The Chinese regard their claim on Tibet as absolute and they simply will not compromise on it. And, frankly, the West, which went shamefully along with the invasion a half-century ago with only a squeak of protest, is in no mood to face a total confrontation on the issue. Calling for self-determination is easy enough, but so long as Beijing regards this as a step to unwarranted independence, the calls are going to go unheeded. Which is why the Dalai Lama has always sought not independence for Tibet but a self-governing role within China. The only trouble, as we have seen in the last few weeks, is that Beijing has no interest in this either. Their determination is not multiculturalism but the total absorption of the country within mainland China. Everything that China has done – the settlement of nomads, the building of road and rail links, the control of trade, the investment in raw materials and the insidious inducements to intermarriage is directed towards making Tibet another homogenous part of the Chinese nation. To the Chinese, this is all perfectly logical and, it has to be said, almost universally accepted. To them, the Tibetans should be grateful for everything that the Chinese have done in increasing investment, opening up transport links and encouraging immigration. If, as one official put it, the Tibetans have been left behind by the growth of Han Chinese businesses in Tibet, it is not because of exclusion but because they are "lazy" and in thrall to an outdated feudal church hierarchy. China is offering them "freedom", freedom from want and religious credulity.

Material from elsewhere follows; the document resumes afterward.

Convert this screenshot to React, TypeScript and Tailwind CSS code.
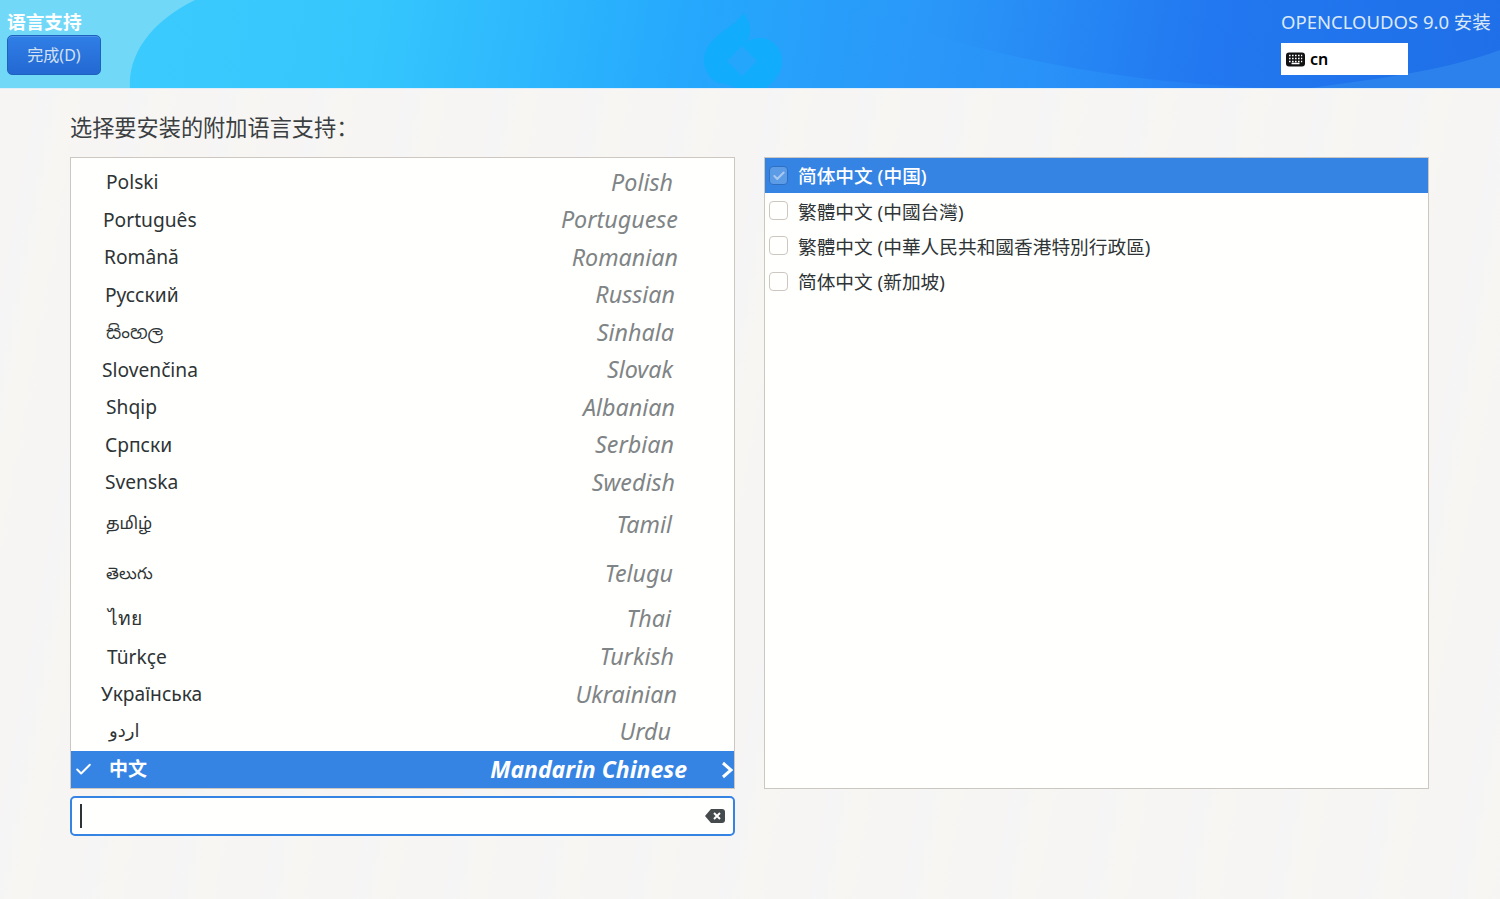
import { Check } from "lucide-react";

const languages = [
  { name: "Polski", en: "Polish", row: "h-[37.5px]", nameCls: "pl-[35px] text-[19.2px]", enCls: "pr-[61px]" },
  { name: "Português", en: "Portuguese", row: "h-[37.5px]", nameCls: "pl-[32px] text-[19.2px]", enCls: "pr-[56px]" },
  { name: "Română", en: "Romanian", row: "h-[37.5px]", nameCls: "pl-[33px] text-[19.2px]", enCls: "pr-[56px]" },
  { name: "Русский", en: "Russian", row: "h-[37.5px]", nameCls: "pl-[34px] text-[19.2px]", enCls: "pr-[59px]" },
  { name: "සිංහල", en: "Sinhala", row: "h-[37.5px]", nameCls: "pl-[35px] text-[18.5px] mb-[2px]", enCls: "pr-[60px]" },
  { name: "Slovenčina", en: "Slovak", row: "h-[37.5px]", nameCls: "pl-[31px] text-[19.2px]", enCls: "pr-[61px]" },
  { name: "Shqip", en: "Albanian", row: "h-[37.5px]", nameCls: "pl-[35px] text-[19.2px]", enCls: "pr-[59px]" },
  { name: "Српски", en: "Serbian", row: "h-[37.5px]", nameCls: "pl-[34px] text-[19.2px]", enCls: "pr-[60px]" },
  { name: "Svenska", en: "Swedish", row: "h-[37.5px]", nameCls: "pl-[34px] text-[19.2px]", enCls: "pr-[59px]" },
  { name: "தமிழ்", en: "Tamil", row: "h-[47px]", nameCls: "pl-[35px] text-[16.5px] mb-[3px]", enCls: "pr-[62px]" },
  { name: "తెలుగు", en: "Telugu", row: "h-[50px]", nameCls: "pl-[35px] text-[16.5px]", enCls: "pr-[61px]" },
  { name: "ไทย", en: "Thai", row: "h-[40px]", nameCls: "pl-[37px] text-[19.2px] font-medium", enCls: "pr-[63px]" },
  { name: "Türkçe", en: "Turkish", row: "h-[37.5px]", nameCls: "pl-[36px] text-[19.2px]", enCls: "pr-[60px]" },
  { name: "Українська", en: "Ukrainian", row: "h-[37.5px]", nameCls: "pl-[30px] text-[19.2px]", enCls: "pr-[57px]" },
  { name: "اردو", en: "Urdu", row: "h-[37.5px]", nameCls: "pl-[38px] text-[18px] mb-[4px]", enCls: "pr-[63px]" },
];

const locales = ["繁體中文 (中國台灣)", "繁體中文 (中華人民共和國香港特別行政區)", "简体中文 (新加坡)"];

const font = "font-['Noto_Sans','Noto_Sans_CJK_SC','Noto_Sans_Sinhala','Noto_Sans_Tamil','DejaVu_Sans',sans-serif]";

const App = () => {
  return (
    <div className={`w-[1500px] h-[899px] overflow-hidden flex flex-col bg-[#f6f5f4] text-[#2e3436] ${font}`}>
      {/* Header */}
      <header className="relative h-[89px] shrink-0 border-b border-[#dfeefa] bg-[linear-gradient(100deg,#3fcdfd_0%,#35c6fd_25%,#25a8fd_46%,#2a97f8_62%,#2278f0_80%,#1f6fe8_100%)]">
        <svg className="absolute inset-0" width="1500" height="88" viewBox="0 0 1500 88" fill="none">
          <defs>
            <linearGradient id="swoosh" x1="800" y1="0" x2="1270" y2="0" gradientUnits="userSpaceOnUse">
              <stop offset="0" stopColor="#2b98fb" stopOpacity="0" />
              <stop offset="0.5" stopColor="#2b98fb" stopOpacity="0.6" />
              <stop offset="1" stopColor="#2b8cf8" stopOpacity="0.2" />
            </linearGradient>
          </defs>
          <path d="M0 0H195C150 22 128 55 130 88H0Z" fill="#72d8f8" />
          <path d="M835 0C930 40 1080 82 1270 88H800V0Z" fill="url(#swoosh)" />
          <path d="M1500 50C1440 72 1380 78 1310 88H1500Z" fill="#2f86ee" opacity="0.8" />
          <path
            d="M743 13C751 21 752 33 747 42C751 39 755 38 760 38C772 38 782 48 782 60C782 72 776 80 766 88H737L726 84C712 84 704 72 704 60C704 48 712 40 722 32C731 25 739 21 743 13Z"
            fill="#12acfd"
          />
          <path d="M742 46L757 61L742 76L727 61Z" fill="#25a6fd" />
        </svg>
        <div className="relative h-full flex justify-between">
          <div className="pl-[7px]">
            <h1 className="pt-[9px] text-[18.7px] leading-[26px] font-bold text-white">语言支持</h1>
            <button className="w-[94px] h-[40px] rounded-[5px] border border-[#1f62bd] bg-[linear-gradient(#2f7fe6,#2468d2)] text-[#d3e1f3] text-[16px] shadow-[inset_0_1px_0_#4b92ea]">
              完成(D)
            </button>
          </div>
          <div className="w-[219px] pt-[9px]">
            <div className="text-[18.5px] leading-[25px] text-[#dbe8f8] whitespace-nowrap">OPENCLOUDOS 9.0 安装</div>
            <div className="mt-[9px] w-[127px] h-[32px] bg-white flex items-center gap-[5px] pl-[5px] text-black">
              <svg width="19" height="15" viewBox="0 0 19 15">
                <rect x="0" y="0.5" width="19" height="14" rx="3" fill="#111" />
                <path
                  d="M3 3.5h1.6M6 3.5h1.6M9 3.5h1.6M12 3.5h1.6M15 3.5h1.2M3 6.5h1.6M6 6.5h1.6M9 6.5h1.6M12 6.5h1.6M15 6.5h1.2M3 9.5h1.6M5.5 11.5h8M15 9.5h1.2M6 9.5h1.6M9 9.5h1.6M12 9.5h1.6"
                  stroke="#fff"
                  strokeWidth="1.3"
                />
              </svg>
              <span className="text-[16px] font-semibold leading-none">cn</span>
            </div>
          </div>
        </div>
      </header>

      {/* Body */}
      <main className="flex-1 pl-[70px] pt-[24px] bg-[repeating-linear-gradient(100deg,#f6f5f4_0px,#f6f5f4_38px,#f5f5f7_39px,#f7f6f2_70px,#f6f5f4_90px)]">
        <p className="text-[22.2px] leading-[30px] text-[#3b3f41]">选择要安装的附加语言支持：</p>
        <div className="mt-[14px] flex gap-[29px]">
          <div className="w-[665px]">
            <div className="h-[632px] border border-[#cdc7c2] bg-[#fffffd] pt-[6px] flex flex-col">
              {languages.map((lang) => (
                <div key={lang.en} className={`${lang.row} shrink-0 flex items-center justify-between`}>
                  <span className={`${lang.nameCls} text-[#2e3436]`}>{lang.name}</span>
                  <span className={`${lang.enCls} mb-[1px] italic text-[#7f8486] text-[23.3px]`}>{lang.en}</span>
                </div>
              ))}
              <div className="relative h-[37px] mt-auto shrink-0 flex items-center justify-between bg-[#3584e4] text-white">
                <div className="flex items-center">
                  <Check className="ml-[3px] w-[19px] h-[19px]" strokeWidth={2.5} />
                  <span className="ml-[16px] text-[19px] font-semibold">中文</span>
                </div>
                <div className="flex items-center">
                  <span className="italic font-bold text-[23px] mr-[34px]">Mandarin Chinese</span>
                  <svg className="mr-[1px]" width="12" height="18" viewBox="0 0 12 18" fill="none">
                    <path d="M2 2L10 9L2 16" stroke="#fff" strokeWidth="3" />
                  </svg>
                </div>
              </div>
            </div>
            <div className="relative mt-[7px] h-[40px] rounded-[5px] border-2 border-[#3584e4] bg-[#fffffd] flex items-center justify-between pl-[8px] pr-[8px]">
              <div className="w-[2px] h-[24px] bg-[#2e3436]" />
              <svg width="20" height="14" viewBox="0 0 20 14">
                <path d="M6 0H17a3 3 0 0 1 3 3V11a3 3 0 0 1-3 3H6L0 7Z" fill="#454a4c" />
                <path d="M9 4l6 6M15 4l-6 6" stroke="#fff" strokeWidth="2" />
              </svg>
            </div>
          </div>
          <div className="w-[665px] h-[632px] border border-[#cdc7c2] bg-[#fffffd] text-[18.7px]">
            <div className="h-[35px] bg-[#3584e4] text-white font-medium flex items-center pl-[4px]">
              <span className="w-[19px] h-[19px] rounded-[4px] border border-[#2f6fc0] bg-[#5c9be6] flex items-center justify-center">
                <Check className="w-[14px] h-[14px] text-[#a9c9ef]" strokeWidth={3.5} />
              </span>
              <span className="ml-[10px] pt-[1px]">简体中文 (中国)</span>
            </div>
            {locales.map((label) => (
              <div key={label} className="h-[35.3px] flex items-center pl-[4px] text-[#2e3436]">
                <span className="w-[19px] h-[19px] rounded-[4px] border border-[#cdc7c2] bg-[#fffffd]" />
                <span className="ml-[10px] pt-[2px]">{label}</span>
              </div>
            ))}
          </div>
        </div>
      </main>
    </div>
  );
};

export default App;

Demonstrations along the Olympic torch route are not going to alter this, nor protests within Tibet. But at least they can, if only Western leaders are as courageous as the Australian Prime Minister Kevin Rudd – who went to Beijing and made clear his views, in Mandarin – repeat and keep repeating that the outside world does not accept this version of events, that it has an entirely different view of Chinese actions towards the Tibetan people and that it is genuinely concerned for Tibetan culture and self-expression. Not for a moment should Beijing be allowed to believe that it is persuading anyone of its version of history and the present.

And if the outside world does value Tibetan culture, there is something else that it can also do, which is to support the Tibetan refugee communities. As any visitor to some of the camps in Kerala, or elsewhere, can testify, the Indians have allowed the Tibetans in, but kept them isolated and in a dire state of poverty. The actions to exclude and drive out Tibetan refugees by that fabled, newly-democratising kingdom of Bhutan are little short of barbaric.

The Olympic protests have drawn the attention of the world, including China's, to the concern felt by the public over Tibet. Now it is up to our governments to show the same concern and resolution.